J'ai personnellement ressenti ce film comme un triptyque sur le Temps, comme avec les Trois Âges de la vie. Le temps s'écoule à travers les coques des bateaux brisés par les jets ennemis comme par l'orifice d'une clepsydre. Le vert de l'espoir est fugace, il est la couleur de l'espoir, celle que l'on recherche, celle de l'île à gagner. Décomposé, l'espoir s'efface devant l'immensité du bleu de la mer à traverser, de l'azur du ciel meurtrier, l'un et l'autre constellés par des touches furieuses de jaune, le jaune du feu, des éclats, des déflagrations mortelles. Une goutte de rouge à peine : « ce n'est pas un film de combat, explique Christopher Nolan, dans le sens où on ne voit pas l'ennemi, on observe la situation, » à un instant t. (C'est l'heure du thé, comme diraient nos amis les Anglais.)
Dunkerque expose également du blanc, du noir, comme les carrés d'un échiquier, jeu sanguinaire où parmi les pions mobilisés les fous tracent des diagonales et les tours des lignes droites.
Elles sont nombreuses, les lignes de Dunkerque, elles partent dans tous les sens. Celles-ci sont droites (les cordages, les files humaines, les colonnes de fumée des Spitfire et Stukas touchés, l'horizon séparant mer et ciel, les soldats debout, les soldats gisant sans vie, les mâts des bateaux, échec et mat... ), celles-là circulaires (l'hélice des avions, le couvre-chef des soldats, le nom du bateau Moonstone…), autant d'idées qui rappellent le temps qui passe, une frise chronologique linéaire, circulaire, la ligne de vie filée par les trois Moires, reines du destin. Et tous ces destins d'hommes entrelacés, décidés par une main tendue ou une bombe lâchée, ces soldats qui filent un mauvais coton, ou bien encore leur suaire.
Le temps passe et court. C'est une ruine magnifique et qui bravera le temps et les hommes pendant bien des siècles encore. (George Sand, Histoire de ma vie, 1855)

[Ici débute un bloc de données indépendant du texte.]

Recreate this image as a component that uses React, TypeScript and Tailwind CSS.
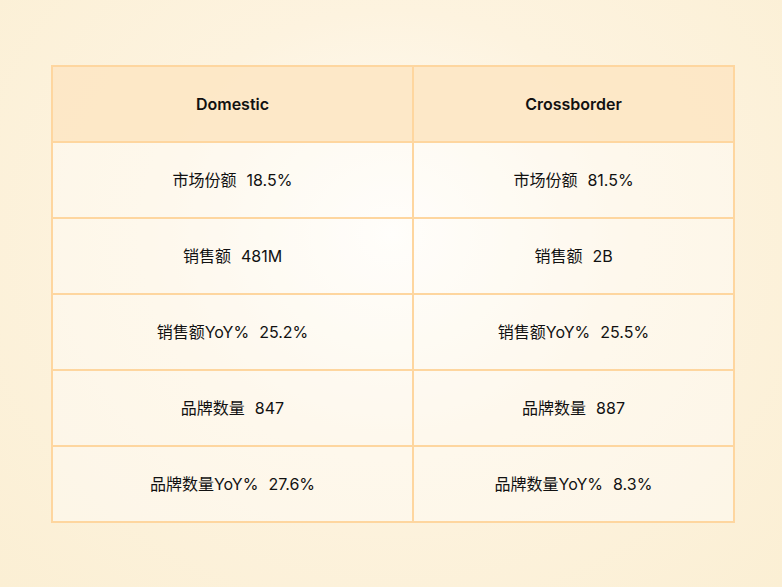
import React from "react";

const rows = [
  { label: "市场份额", domestic: "18.5%", cross: "81.5%" },
  { label: "销售额", domestic: "481M", cross: "2B" },
  { label: "销售额YoY%", domestic: "25.2%", cross: "25.5%" },
  { label: "品牌数量", domestic: "847", cross: "887" },
  { label: "品牌数量YoY%", domestic: "27.6%", cross: "8.3%" },
];

const Cell = ({ label, value }: { label: string; value: string }) => (
  <td className="border-2 border-[#fed69f] h-[76px] text-center align-middle pt-[1px]">
    <span>{label}</span>
    <span className="ml-[10px]">{value}</span>
  </td>
);

const App = () => {
  return (
    <div
      className="w-[782px] h-[587px] flex items-center pl-[51px] bg-[radial-gradient(ellipse_at_50%_40%,#fffdf8_0%,#fdf3df_45%,#fbefd4_100%)]"
      style={{ fontFamily: 'Inter, "Noto Sans CJK SC", sans-serif' }}
    >
      <table className="w-[684px] border-collapse text-[16px] text-[#111111] bg-white/40">
        <thead>
          <tr className="bg-[#fde5c3]/90">
            <th className="w-[361px] h-[76px] border-2 border-[#fed69f] font-semibold pt-[1px]">Domestic</th>
            <th className="h-[76px] border-2 border-[#fed69f] font-semibold pt-[1px]">Crossborder</th>
          </tr>
        </thead>
        <tbody>
          {rows.map((r) => (
            <tr key={r.label}>
              <Cell label={r.label} value={r.domestic} />
              <Cell label={r.label} value={r.cross} />
            </tr>
          ))}
        </tbody>
      </table>
    </div>
  );
};

export default App;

Je ne sais plus quel personnage de Dunkerque espère qu'après eux « le nouveau monde mobilise ses forces pour libérer et secourir l'ancien. » . C'est une belle conclusion pour ce film que j'ai trouvé sensationnel. Un très léger bémol, peut-être, le manque de Français dans le film. Bon, on ne va pas non plus en faire tout un fromage ni ramener sa fraise ; les Anglais, eux, ne se sont pas rendus, ils n'ont pas baissé les armes devant Hitler en 1940, pas comme d'autres...
Dunkerque assure ce devoir de mémoire fondamental devant le temps qui dévore tout. Je dois avouer que le terme « blockbuster expérimental » seul m'aurait dissuadée de voir ce film si je n'avais pas écouté la veille l'émission La Grande table d'été... heureusement !
Je suis française. Mon grand-père est revenu en 1944 après avoir été envoyé dans les Vosges. Il aurait pu tout aussi bien avoir été envoyé à Dunkerque, comme des milliers d'autres paysans français ou alliés, selon les forces du hasard. Comment ne pas s'émouvoir devant ces destins aléatoires d'hommes, ces vies humaines ravagées, la folie et les atrocités de la guerre ?
Avec une émotion toute historique, absolument pas mielleuse, des couleurs et des lignes sublimes, Dunkerque contribue à ne pas oublier le courage de ces hommes sacrifiés ni laisser le temps effacer notre histoire, pénible et sanglante. On se rappellera aussi ce que l'Angleterre a fait pour nous, combien hier nous avons eu besoin d'eux. Et demain ?
* Plus de 4 Français sur 10 déclarent ne pas avoir entendu parler de la rafle du Vél' d'Hiv (dont 67 % des 15/17 ans). Un exemple d'oubli.